[CHALLENGE] Leave out the pictures and retype only the lines from the opening line to the line that holds "const resultRef = useRef<HTMLTextAreaElement>(null);", both ends included.

######

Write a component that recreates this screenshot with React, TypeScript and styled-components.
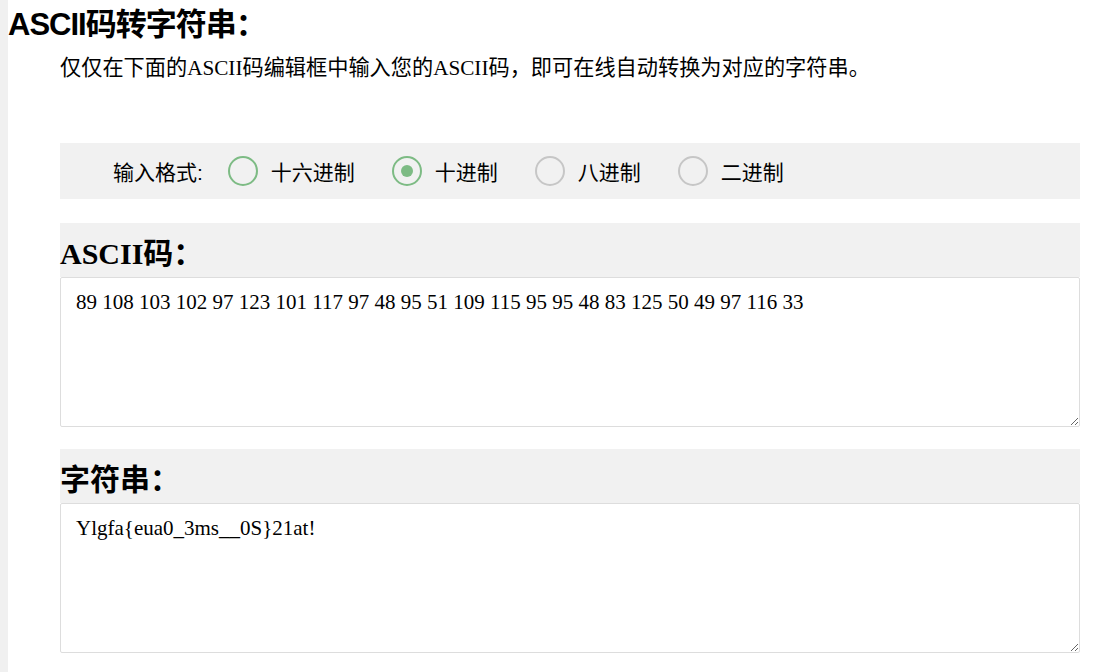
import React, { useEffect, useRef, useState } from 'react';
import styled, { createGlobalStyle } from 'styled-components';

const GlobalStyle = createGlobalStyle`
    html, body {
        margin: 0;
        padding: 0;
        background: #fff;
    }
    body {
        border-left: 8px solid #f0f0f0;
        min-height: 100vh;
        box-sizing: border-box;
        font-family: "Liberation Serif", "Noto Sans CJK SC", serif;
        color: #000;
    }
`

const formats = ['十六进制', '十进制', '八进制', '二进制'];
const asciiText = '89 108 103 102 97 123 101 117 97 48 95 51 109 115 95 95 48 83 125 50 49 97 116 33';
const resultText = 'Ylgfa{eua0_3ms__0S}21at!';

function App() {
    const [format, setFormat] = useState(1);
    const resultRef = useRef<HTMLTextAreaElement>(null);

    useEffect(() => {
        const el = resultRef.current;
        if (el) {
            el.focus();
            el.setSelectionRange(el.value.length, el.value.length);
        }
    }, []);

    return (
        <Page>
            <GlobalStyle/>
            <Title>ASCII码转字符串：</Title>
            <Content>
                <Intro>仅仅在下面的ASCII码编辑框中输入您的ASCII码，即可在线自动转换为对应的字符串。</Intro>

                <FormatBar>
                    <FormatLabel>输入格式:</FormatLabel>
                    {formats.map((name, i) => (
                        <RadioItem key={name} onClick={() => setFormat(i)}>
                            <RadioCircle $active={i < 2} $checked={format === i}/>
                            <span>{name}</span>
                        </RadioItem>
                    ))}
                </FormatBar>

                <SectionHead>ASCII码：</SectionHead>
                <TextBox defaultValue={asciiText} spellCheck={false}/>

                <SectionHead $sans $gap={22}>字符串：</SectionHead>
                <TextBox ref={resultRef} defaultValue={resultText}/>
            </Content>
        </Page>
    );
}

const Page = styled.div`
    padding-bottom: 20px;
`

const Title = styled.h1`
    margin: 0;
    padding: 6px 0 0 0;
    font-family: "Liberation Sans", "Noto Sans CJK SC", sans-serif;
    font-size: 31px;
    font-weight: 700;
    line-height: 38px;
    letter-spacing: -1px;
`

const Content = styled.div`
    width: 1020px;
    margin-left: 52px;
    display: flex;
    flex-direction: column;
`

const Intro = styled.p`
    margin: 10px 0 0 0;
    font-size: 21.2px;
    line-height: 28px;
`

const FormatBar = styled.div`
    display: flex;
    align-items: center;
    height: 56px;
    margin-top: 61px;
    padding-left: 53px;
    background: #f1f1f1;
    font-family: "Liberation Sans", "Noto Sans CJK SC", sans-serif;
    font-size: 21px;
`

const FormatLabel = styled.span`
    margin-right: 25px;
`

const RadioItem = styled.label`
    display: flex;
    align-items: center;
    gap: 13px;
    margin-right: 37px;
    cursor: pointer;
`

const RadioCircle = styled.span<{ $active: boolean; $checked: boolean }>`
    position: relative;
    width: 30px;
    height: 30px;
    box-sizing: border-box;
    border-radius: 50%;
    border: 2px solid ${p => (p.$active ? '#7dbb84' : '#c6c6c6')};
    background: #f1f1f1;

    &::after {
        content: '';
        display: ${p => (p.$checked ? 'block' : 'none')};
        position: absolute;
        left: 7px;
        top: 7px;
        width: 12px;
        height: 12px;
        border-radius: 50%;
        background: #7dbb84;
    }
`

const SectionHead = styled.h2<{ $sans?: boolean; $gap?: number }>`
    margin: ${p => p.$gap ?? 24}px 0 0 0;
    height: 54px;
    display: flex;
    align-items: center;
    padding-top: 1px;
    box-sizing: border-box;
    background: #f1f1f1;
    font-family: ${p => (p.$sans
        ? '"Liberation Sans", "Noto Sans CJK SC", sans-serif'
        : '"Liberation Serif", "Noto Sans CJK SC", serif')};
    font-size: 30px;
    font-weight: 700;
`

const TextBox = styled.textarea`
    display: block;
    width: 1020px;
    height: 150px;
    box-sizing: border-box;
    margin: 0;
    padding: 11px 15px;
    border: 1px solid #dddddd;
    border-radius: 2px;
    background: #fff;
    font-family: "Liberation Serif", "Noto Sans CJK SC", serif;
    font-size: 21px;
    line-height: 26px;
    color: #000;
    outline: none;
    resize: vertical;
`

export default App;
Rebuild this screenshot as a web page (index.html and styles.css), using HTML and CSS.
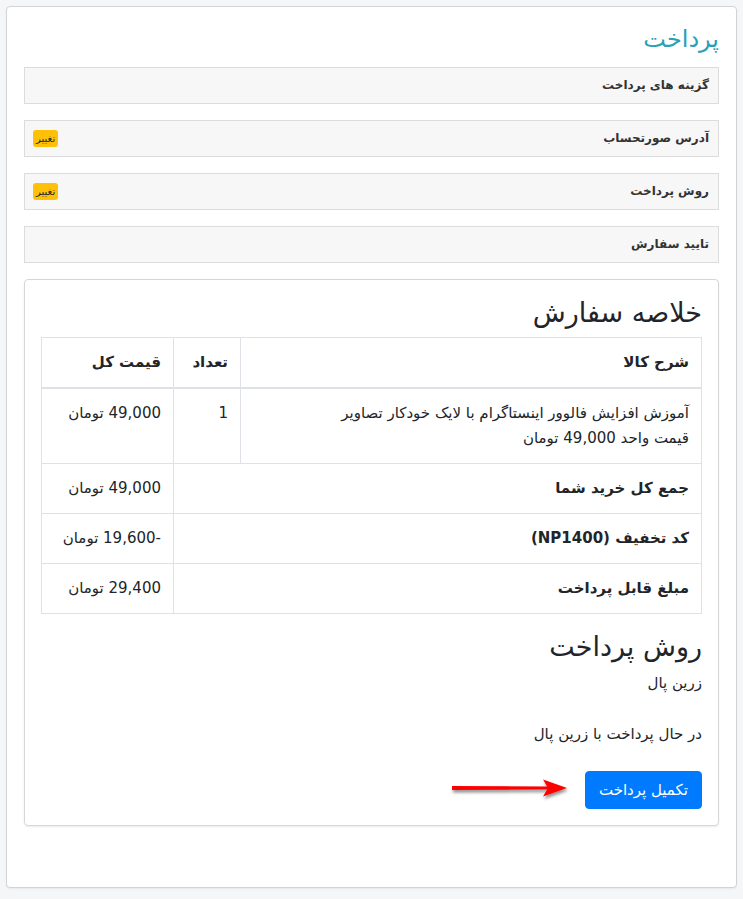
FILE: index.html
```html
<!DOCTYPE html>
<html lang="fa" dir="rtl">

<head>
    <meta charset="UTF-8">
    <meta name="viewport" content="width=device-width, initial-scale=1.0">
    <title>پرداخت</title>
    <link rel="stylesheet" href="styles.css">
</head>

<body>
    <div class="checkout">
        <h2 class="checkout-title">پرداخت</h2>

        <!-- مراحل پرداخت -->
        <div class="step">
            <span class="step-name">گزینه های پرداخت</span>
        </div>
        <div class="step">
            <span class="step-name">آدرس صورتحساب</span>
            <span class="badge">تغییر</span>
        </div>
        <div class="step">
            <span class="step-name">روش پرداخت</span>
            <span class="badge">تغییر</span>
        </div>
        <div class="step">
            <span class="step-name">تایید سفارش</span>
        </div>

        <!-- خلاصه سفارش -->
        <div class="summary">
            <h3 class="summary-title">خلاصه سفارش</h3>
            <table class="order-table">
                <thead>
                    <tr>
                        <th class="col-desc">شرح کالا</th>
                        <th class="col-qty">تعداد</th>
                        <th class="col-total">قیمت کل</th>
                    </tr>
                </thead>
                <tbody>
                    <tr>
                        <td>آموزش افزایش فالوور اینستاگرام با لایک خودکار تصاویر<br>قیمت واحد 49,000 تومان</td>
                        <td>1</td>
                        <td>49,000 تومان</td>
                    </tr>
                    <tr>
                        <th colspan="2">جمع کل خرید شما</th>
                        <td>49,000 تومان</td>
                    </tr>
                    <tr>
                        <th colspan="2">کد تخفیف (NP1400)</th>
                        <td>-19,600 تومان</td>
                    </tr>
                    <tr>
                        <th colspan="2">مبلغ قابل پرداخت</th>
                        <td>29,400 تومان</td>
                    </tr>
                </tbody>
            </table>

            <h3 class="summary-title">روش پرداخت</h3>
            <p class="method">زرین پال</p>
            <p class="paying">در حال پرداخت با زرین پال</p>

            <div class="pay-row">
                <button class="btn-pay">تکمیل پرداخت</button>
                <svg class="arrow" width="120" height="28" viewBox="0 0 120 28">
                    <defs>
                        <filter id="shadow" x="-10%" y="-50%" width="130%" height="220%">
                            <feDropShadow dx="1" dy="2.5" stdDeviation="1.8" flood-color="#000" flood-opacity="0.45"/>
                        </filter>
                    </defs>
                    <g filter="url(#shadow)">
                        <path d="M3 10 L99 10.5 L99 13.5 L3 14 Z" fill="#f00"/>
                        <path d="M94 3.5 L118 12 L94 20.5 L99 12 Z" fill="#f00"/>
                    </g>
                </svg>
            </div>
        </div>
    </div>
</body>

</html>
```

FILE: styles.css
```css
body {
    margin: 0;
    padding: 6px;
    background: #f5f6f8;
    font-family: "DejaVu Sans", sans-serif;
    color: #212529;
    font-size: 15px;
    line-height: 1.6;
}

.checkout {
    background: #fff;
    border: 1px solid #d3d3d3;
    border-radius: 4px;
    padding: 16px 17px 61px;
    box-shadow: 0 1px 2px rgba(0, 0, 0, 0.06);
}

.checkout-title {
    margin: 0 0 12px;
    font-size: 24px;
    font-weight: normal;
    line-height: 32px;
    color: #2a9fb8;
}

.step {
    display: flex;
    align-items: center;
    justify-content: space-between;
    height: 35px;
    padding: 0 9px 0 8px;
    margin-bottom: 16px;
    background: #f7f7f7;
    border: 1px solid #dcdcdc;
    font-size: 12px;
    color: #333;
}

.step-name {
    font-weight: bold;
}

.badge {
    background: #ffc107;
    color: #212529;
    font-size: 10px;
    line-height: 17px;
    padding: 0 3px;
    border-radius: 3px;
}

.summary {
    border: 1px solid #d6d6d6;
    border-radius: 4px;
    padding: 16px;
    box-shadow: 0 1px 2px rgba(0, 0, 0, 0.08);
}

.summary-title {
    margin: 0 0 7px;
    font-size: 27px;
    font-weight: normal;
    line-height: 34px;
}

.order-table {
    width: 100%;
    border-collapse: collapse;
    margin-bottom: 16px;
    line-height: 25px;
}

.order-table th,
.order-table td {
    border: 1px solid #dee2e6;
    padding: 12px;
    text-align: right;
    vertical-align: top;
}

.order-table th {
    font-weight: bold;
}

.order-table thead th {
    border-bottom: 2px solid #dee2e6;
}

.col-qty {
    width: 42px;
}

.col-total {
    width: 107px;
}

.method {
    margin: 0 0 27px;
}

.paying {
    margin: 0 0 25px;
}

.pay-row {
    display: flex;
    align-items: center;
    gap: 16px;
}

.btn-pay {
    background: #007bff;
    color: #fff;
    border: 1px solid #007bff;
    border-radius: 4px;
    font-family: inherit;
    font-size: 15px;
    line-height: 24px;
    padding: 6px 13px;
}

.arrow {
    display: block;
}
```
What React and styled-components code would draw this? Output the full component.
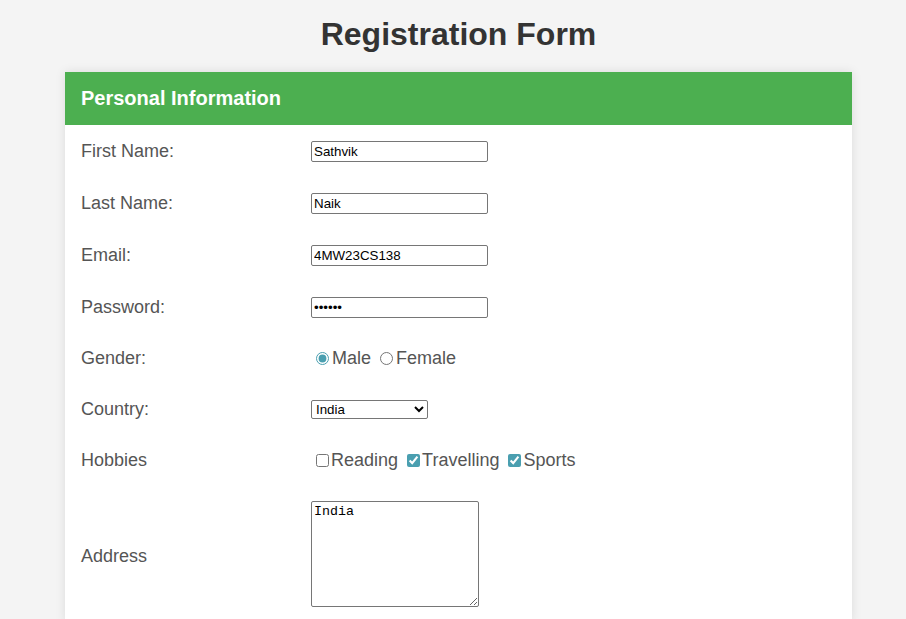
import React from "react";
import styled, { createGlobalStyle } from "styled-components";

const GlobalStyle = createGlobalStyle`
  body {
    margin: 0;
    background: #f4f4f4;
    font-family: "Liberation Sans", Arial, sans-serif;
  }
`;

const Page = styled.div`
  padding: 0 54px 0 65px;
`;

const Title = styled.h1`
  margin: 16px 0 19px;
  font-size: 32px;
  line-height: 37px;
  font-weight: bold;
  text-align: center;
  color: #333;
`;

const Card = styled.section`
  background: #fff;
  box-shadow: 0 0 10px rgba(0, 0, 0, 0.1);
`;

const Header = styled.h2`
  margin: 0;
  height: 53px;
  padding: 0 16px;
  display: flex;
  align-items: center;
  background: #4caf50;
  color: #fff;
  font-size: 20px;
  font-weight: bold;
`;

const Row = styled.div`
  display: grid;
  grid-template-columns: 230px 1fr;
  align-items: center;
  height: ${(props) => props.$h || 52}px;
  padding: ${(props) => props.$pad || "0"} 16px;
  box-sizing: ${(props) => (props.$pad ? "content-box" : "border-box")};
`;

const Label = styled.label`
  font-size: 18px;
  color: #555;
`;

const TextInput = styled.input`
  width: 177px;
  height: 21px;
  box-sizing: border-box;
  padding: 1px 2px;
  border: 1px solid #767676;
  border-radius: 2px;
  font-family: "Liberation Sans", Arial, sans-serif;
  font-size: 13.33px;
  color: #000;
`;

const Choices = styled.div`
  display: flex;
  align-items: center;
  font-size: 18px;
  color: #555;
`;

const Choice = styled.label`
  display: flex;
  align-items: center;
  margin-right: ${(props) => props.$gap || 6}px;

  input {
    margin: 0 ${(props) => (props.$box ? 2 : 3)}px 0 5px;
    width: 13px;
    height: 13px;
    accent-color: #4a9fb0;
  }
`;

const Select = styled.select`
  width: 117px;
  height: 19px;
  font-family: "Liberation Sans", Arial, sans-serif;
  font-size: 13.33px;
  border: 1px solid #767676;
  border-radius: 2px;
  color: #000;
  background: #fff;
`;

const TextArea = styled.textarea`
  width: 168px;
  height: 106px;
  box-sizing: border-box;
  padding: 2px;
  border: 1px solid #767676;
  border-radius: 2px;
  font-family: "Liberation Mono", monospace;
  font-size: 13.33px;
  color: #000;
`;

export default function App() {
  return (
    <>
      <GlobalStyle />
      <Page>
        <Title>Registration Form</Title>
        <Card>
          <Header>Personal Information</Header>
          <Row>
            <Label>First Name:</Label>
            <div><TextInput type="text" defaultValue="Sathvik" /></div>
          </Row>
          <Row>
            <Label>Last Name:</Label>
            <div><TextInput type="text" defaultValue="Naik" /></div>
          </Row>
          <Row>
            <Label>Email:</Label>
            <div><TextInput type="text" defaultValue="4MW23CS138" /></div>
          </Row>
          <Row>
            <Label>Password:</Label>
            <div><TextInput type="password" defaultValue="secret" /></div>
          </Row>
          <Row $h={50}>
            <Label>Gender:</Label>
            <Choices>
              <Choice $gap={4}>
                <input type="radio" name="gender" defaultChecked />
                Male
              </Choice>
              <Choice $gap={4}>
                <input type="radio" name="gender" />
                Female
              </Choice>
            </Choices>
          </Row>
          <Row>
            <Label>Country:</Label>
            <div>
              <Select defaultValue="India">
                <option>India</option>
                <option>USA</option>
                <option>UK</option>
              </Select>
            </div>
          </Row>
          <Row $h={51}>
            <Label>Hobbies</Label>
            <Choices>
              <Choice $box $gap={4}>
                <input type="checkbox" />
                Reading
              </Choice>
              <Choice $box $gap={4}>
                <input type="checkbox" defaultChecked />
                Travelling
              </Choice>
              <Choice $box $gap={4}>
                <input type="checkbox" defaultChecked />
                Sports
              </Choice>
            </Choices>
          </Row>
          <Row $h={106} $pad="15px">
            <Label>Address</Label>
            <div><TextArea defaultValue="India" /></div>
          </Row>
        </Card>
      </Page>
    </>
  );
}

######

[TASK ANSWER]
Write a component that recreates this screenshot with React, TypeScript and styled-components.
import React, { useEffect, useRef, useState } from 'react';
import styled, { createGlobalStyle } from 'styled-components';

const GlobalStyle = createGlobalStyle`
    html, body {
        margin: 0;
        padding: 0;
        background: #fff;
    }
    body {
        border-left: 8px solid #f0f0f0;
        min-height: 100vh;
        box-sizing: border-box;
        font-family: "Liberation Serif", "Noto Sans CJK SC", serif;
        color: #000;
    }
`

const formats = ['十六进制', '十进制', '八进制', '二进制'];
const asciiText = '89 108 103 102 97 123 101 117 97 48 95 51 109 115 95 95 48 83 125 50 49 97 116 33';
const resultText = 'Ylgfa{eua0_3ms__0S}21at!';

function App() {
    const [format, setFormat] = useState(1);
    const resultRef = useRef<HTMLTextAreaElement>(null);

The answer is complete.